Dans septième opuscule de saint Bernard sur l’humilité et l’orgueil, on trouve des le début un rapprochement entre l’humilité et la vérité à partir des paroles du Christ dans l’évangile que passe souvent inaperçu. Voila pourquoi il me semble qu’on peut en retirer un grand profit à le méditer :
« Avant de parler des degrés de l'humilité que saint Benoît nous donne à gravir plutôt qu'à compter (S. Bened. Reg., cap. VII), je veux vous montrer, si je le puis, où ils doivent nous conduire, afin que connaissant le but à atteindre, la montée semble moins pénible.
Dieu donc en nous proposant les difficultés de la route, nous en montre aussi la récompense, car il dit :
« Je suis la voie, la vérité et la vie (Joan., XIV, 6). »
La voie, c'est l'humilité qui conduit à la vérité; l'une représente le travail et l'autre en est le fruit.
Mais qui me dit, me répondez-vous, qu'il est question dans ce passage, de l'humilité, puisque le Seigneur se contente de dire en général :
« Je suis la voie? » Écoutez, c'est lui-même qui vous le dit assez clairement quand il ajoute :
« Apprenez de moi que je suis doux et humble de cœur (Matth., XI, 29). »
Il se donne donc comme exemple d'humilité et modèle de douceur.
Si on l'imite, on ne marche point dans les ténèbres et on a la lumière de vie (Joan., VIII, 12).
Or qu'est-ce que la lumière de vie, sinon la vérité, la vérité, dis-je, qui illumine tout homme venant en ce monde et montre la vraie voie?
Lors donc qu'après avoir dit :
« Je suis la voie et la vérité, » il ajoute, « et la vie,» c'est comme s'il disait :
« Je suis la voie qui conduit à la vérité, la vérité qui promet la vie et la vie même que je donne. »
En effet, « la vie éternelle, - dit-il, - c'est de vous connaître, ô mon Dieu, et de connaître Jésus-Christ votre envoyé (Joan., XVII, 3). »
Ou bien encore, c'est comme si on disait :
Je considère la voie, c'est-à-dire, l'humilité, et j'en désire le fruit, je veux dire la vérité.
Mais à quoi sert de se fatiguer à parcourir la voie, si on ne peut arriver au but désiré?
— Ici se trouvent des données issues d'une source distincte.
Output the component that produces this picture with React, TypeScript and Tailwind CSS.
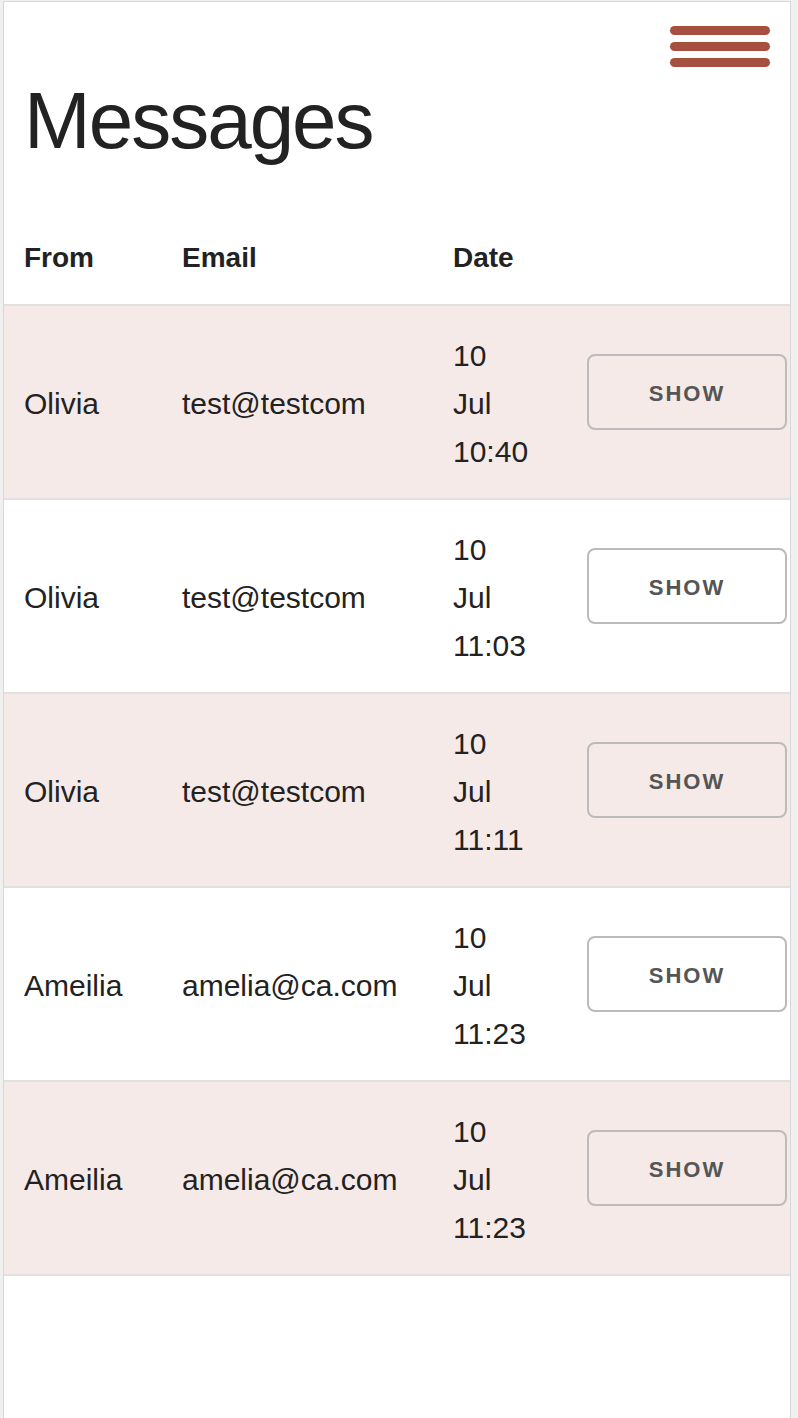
import React from "react";

type Message = {
  from: string;
  email: string;
  day: string;
  month: string;
  time: string;
};

const messages: Message[] = [
  { from: "Olivia", email: "test@testcom", day: "10", month: "Jul", time: "10:40" },
  { from: "Olivia", email: "test@testcom", day: "10", month: "Jul", time: "11:03" },
  { from: "Olivia", email: "test@testcom", day: "10", month: "Jul", time: "11:11" },
  { from: "Ameilia", email: "amelia@ca.com", day: "10", month: "Jul", time: "11:23" },
  { from: "Ameilia", email: "amelia@ca.com", day: "10", month: "Jul", time: "11:23" },
];

const cols = "grid grid-cols-[158px_271px_134px_200px] pl-5 items-center";

const App: React.FC = () => {
  return (
    <div className="min-h-screen bg-[#f0f0f0] pl-[3px] pr-[7px] pt-px font-['Liberation_Sans',Arial,sans-serif] text-[#222]">
      <div className="min-h-[1417px] bg-white border-l border-t border-r border-[#d8d8d8]">
        {/* Top bar */}
        <div className="flex justify-end pt-6 pr-5">
          <button className="flex flex-col gap-[7.5px] w-[100px]" aria-label="menu">
            <span className="block h-[8.5px] w-full rounded-full bg-[#a8503f]" />
            <span className="block h-[8.5px] w-full rounded-full bg-[#a8503f]" />
            <span className="block h-[8.5px] w-full rounded-full bg-[#a8503f]" />
          </button>
        </div>

        <h1 className="mt-[6px] pl-5 text-[80px] leading-[96px] tracking-[-2px] font-normal">
          Messages
        </h1>

        {/* Table */}
        <div className="mt-[39px] text-[30px] leading-[48px]">
          <div className={`${cols} pt-[26px] pb-[22px] border-b-2 border-[#e1e1e1] font-bold text-[28px]`}>
            <div>From</div>
            <div>Email</div>
            <div>Date</div>
            <div />
          </div>

          {messages.map((m, i) => (
            <div
              key={i}
              className={`${cols} pt-[26px] pb-[22px] border-b-2 border-[#e1e1e1] ${i % 2 === 0 ? "bg-[#f5eae8]" : "bg-white"}`}
            >
              <div>{m.from}</div>
              <div>{m.email}</div>
              <div className="flex flex-col">
                <span>{m.day}</span>
                <span>{m.month}</span>
                <span>{m.time}</span>
              </div>
              <div>
                <button className="mb-[24px] h-[76px] w-[200px] rounded-lg border-2 border-[#bbb] bg-transparent pt-[4px] text-[22px] font-bold uppercase tracking-[2px] text-[#555]">
                  Show
                </button>
              </div>
            </div>
          ))}
        </div>
      </div>
    </div>
  );
};

export default App;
Écoutez sa réponse :
« C'est moi qui suis la voie, » c'est-à-dire, le viatique.
Aussi crie-t-il
- à ceux qui s'égarent ou qui ne connaissent point le chemin :
« C'est moi qui suis la voie; »
- à ceux qui doutent ou qui n'ont pas la foi :
« C'est moi qui suis la vérité; »
- et à ceux qui gravissent la route mais qui déjà se fatiguent :
« C'est moi qui suis la vie. »
Quoique je croie avoir suffisamment montré, d'après ce verset de l'Évangile, que la connaissance de la vérité est un fruit de l'humilité, je veux que vous entendiez encore celui-ci :
« Je vous rends gloire, ô mon Père, Seigneur du ciel et de la terre, de ce que vous avez caché la connaissance de ces choses — c'est-à-dire de la vérité, — aux sages et aux prudents, — c'est-à-dire aux orgueilleux, — et que vous les avez révélées aux petits, — c'est-à-dire aux humbles (Luc., X, 21). »
On voit par là que la vérité est cachée aux superbes et révélée aux humbles. »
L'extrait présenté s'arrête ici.